What’s Up with “Up There”? ..

Something is happening with the Night Skies…

Image via Wikipedia

Image via Wikipedia

     I do not profess to be an astronomer of any kind, but, whenever I get a chance, I love to take a telescope out and take a trip around the Universe from my backyard.

     I own several telescopes; refractors and reflectors. My two favorites have “on board” computers which allow me to level, set-up and…just start pushing buttons and look around. It’s a blast!

     However, over the past year, I’ve noticed that it has become very difficult to see anything worth seeing in the night sky. When I first came here, in Kingston NH, some ten years ago, unless the sky was overcast, a clear sky meant just that…a clear sky! Recently, except in rare cases, a “clear sky” consists of a “soupy” athmosphere where, if you are lucky, you might see the Moon, a few of the brighter stars and, possibly Polaris(the North Star). It leads me to wonder if Athmospheric pollution, in barely two years, could have increased to this point. Rare, now, are the nights when you can observe the Milky Way and stars beyond stars, beyond stars, ad infinitum. Or, could it have to do with Earth’s recent change in behavior.

     Stargazing has become a fun and interesting hobby for me. Like everything else, I started out, some twelve years ago, with a “cheapie” sixty millimeter refractor. Then, discovered that I had caught the “bug”. From there, of course, I went to bigger and better. It is a hobby that I would encourage anyone(especially kids) to take up. It can be as inexpensive or as expensive as you want to take it. Of course, if you want to go the whole “nine yards”, you can go from simple observing to photography…but that can get pretty pricey. For a newbie or a child, I would recommend an simple refractor telescope of small aperture. For two reasons. One: You can buy one for about $100 or under; and you would be surprised how much you can see. Two: Refractors are what most everybody envisions a telescope to look like…lense in front and lense in back. And they require no alignment or special skills to operate. And, if you lose interest, you haven’t lost your life savings on the project.

     Reflector telescopes are a “horse of a different color”. They allow you to see a larger chunk of sky for less money than the same size refractor. But there’s a catch: They require collimation(alignment). And that is a skill in itself which calls for the proper tooling and a lot of time. Having said all that, however, stargazing is a great hobby and a great educational adventure. I highly recommend it.

     Anyway, I guess I’ll just have to wait for my “clear night” or throw my favorite scope in the car and go for a ride…

     By the way, for as much as I have scoured the skies, time after time, I have yet to see the proverbial “triangular or saucer alien space ship” that so many talk about…hmmm…
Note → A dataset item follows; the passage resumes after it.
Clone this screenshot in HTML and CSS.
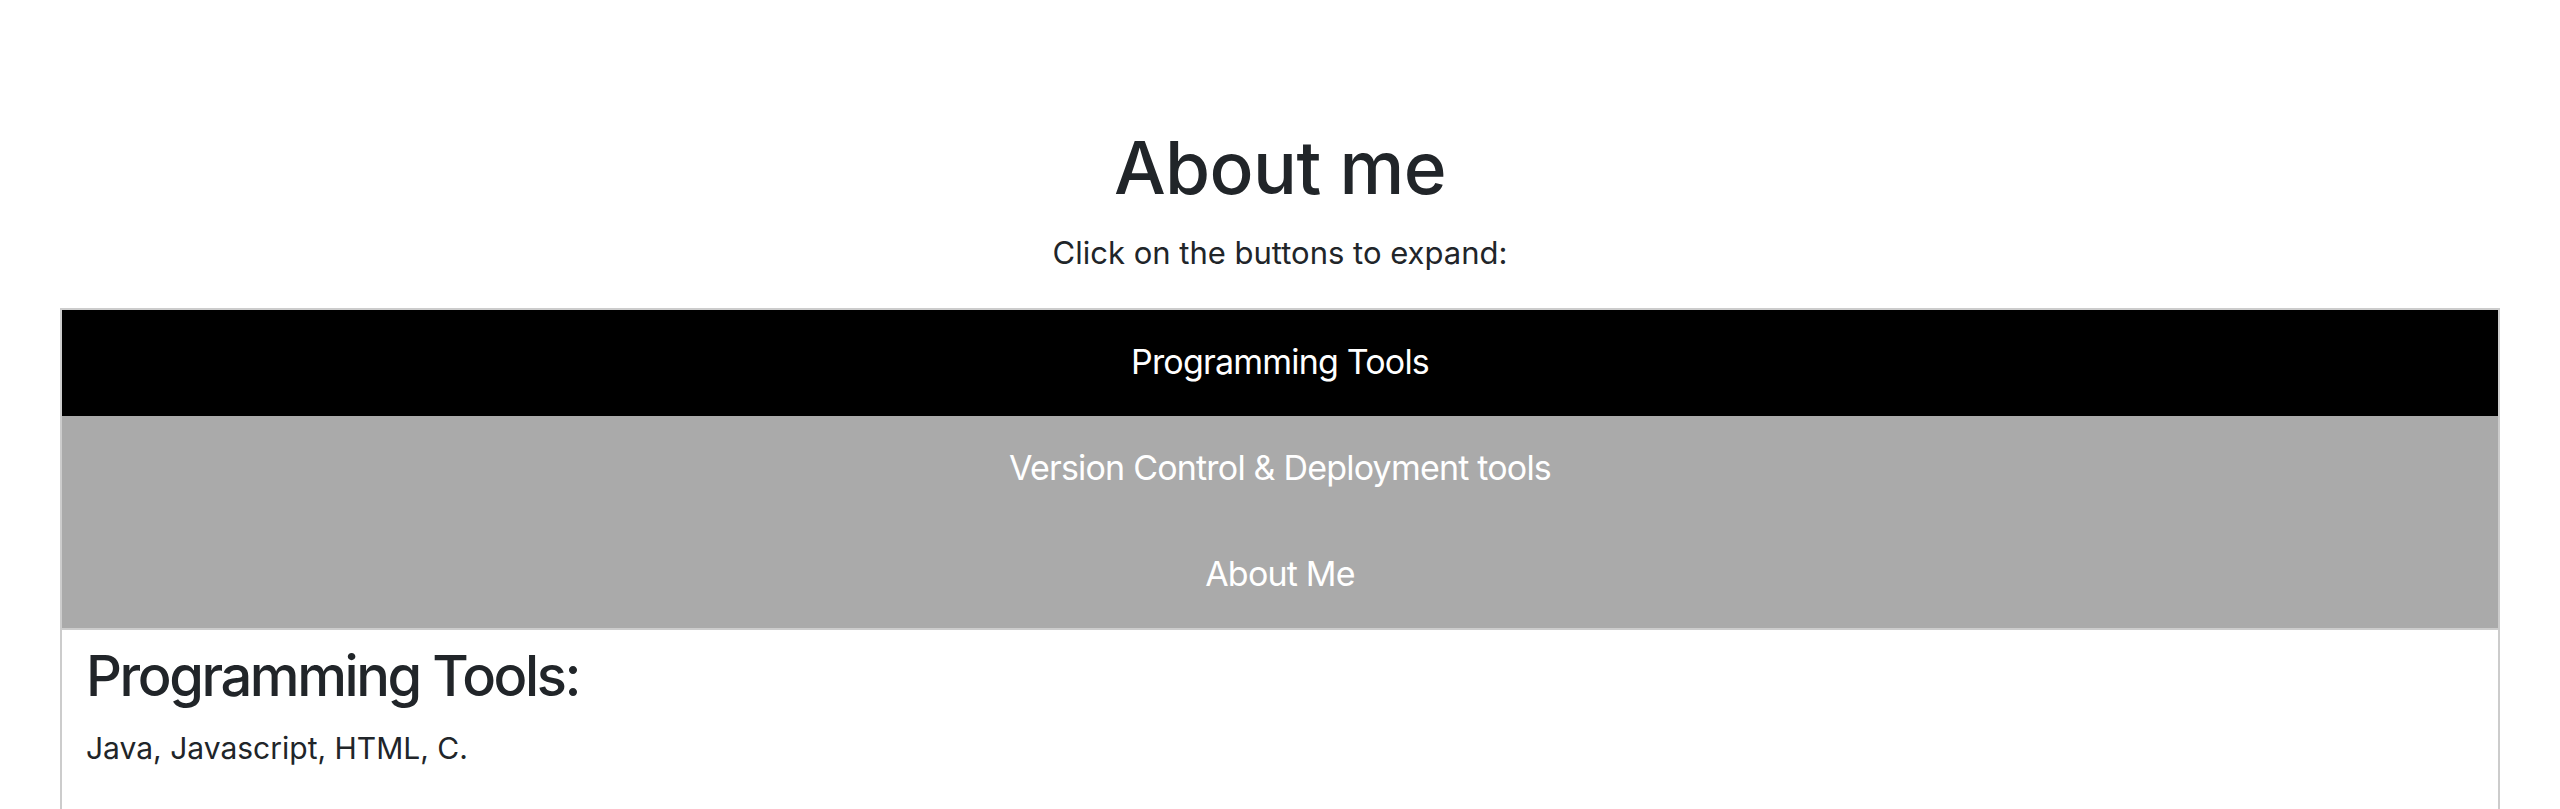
FILE: index.html
```html
<!DOCTYPE html>
<html lang="en">
<head>
<meta charset="utf-8">
<title>About me</title>
<link rel="stylesheet" href="styles.css">
</head>
<body>
<main class="page">
  <h1 class="title">About me</h1>
  <p class="intro">Click on the buttons to expand:</p>
  <section class="accordion">
    <div class="tabs">
      <button class="tab tab-active">Programming Tools</button>
      <button class="tab">Version Control &amp; Deployment tools</button>
      <button class="tab">About Me</button>
    </div>
    <div class="tab-content">
      <h2 class="content-title">Programming Tools:</h2>
      <p class="content-text">Java, Javascript, HTML, C.</p>
    </div>
  </section>
</main>
</body>
</html>
```
FILE: styles.css
```css
html, body {
  margin: 0;
  padding: 0;
  background: #fff;
}
body {
  font-family: Inter, "Noto Sans", "Liberation Sans", sans-serif;
  color: #212529;
}
.page {
  padding: 124px 60px 0;
}
.title {
  margin: 0 0 18px;
  text-align: center;
  font-size: 73px;
  font-weight: 550;
  line-height: 88px;
  letter-spacing: -0.6px;
}
.intro {
  margin: 0 0 32px;
  text-align: center;
  font-size: 31px;
  line-height: 46px;
}
.accordion {
  border: 2px solid #ccc;
  border-bottom: none;
  min-height: 600px;
}
.tabs {
  display: flex;
  flex-direction: column;
  border-bottom: 2px solid #ccc;
}
.tab {
  display: block;
  width: 100%;
  border: none;
  margin: 0;
  padding: 27px 32px 29px;
  background: #aaa;
  color: #fff;
  font-family: inherit;
  font-size: 34px;
  line-height: 50px;
  letter-spacing: -0.8px;
  text-align: center;
}
.tab-active {
  background: #000;
}
.tab-content {
  padding: 12px 24px 0;
}
.content-title {
  margin: 0 0 16px;
  font-size: 56px;
  font-weight: 550;
  line-height: 68px;
  letter-spacing: -2.4px;
}
.content-text {
  margin: 0;
  font-size: 30px;
  line-height: 45px;
}
```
                                                              Clear skies, everyone…

1
Liked it
2 Responses to “What’s Up with “Up There”? ..”
  1. dazzlejazz Says...

    On September 15, 2011 at 3:33 am

    Great article. We’re lucky to live in a lesser ‘light polluted’ area and the night sky is amazing. We’ve seen many ’shooting stars’ and even satellites. But, like you, still not seen any UFOs!
    Thanks for the share.


  2. Stlpkr Says...

    On September 15, 2011 at 3:52 am

    Thanks for the great comment, dazzlejazz. You are right; light pollution accounts for a lot of my problems with stargazing. There has been talk in Astronomer Circles about trying to convince cities and towns to “shade” lamp post lights and the like to keep light where it belongs…shining down. That would be a terrific improvement on the present situation. Take care.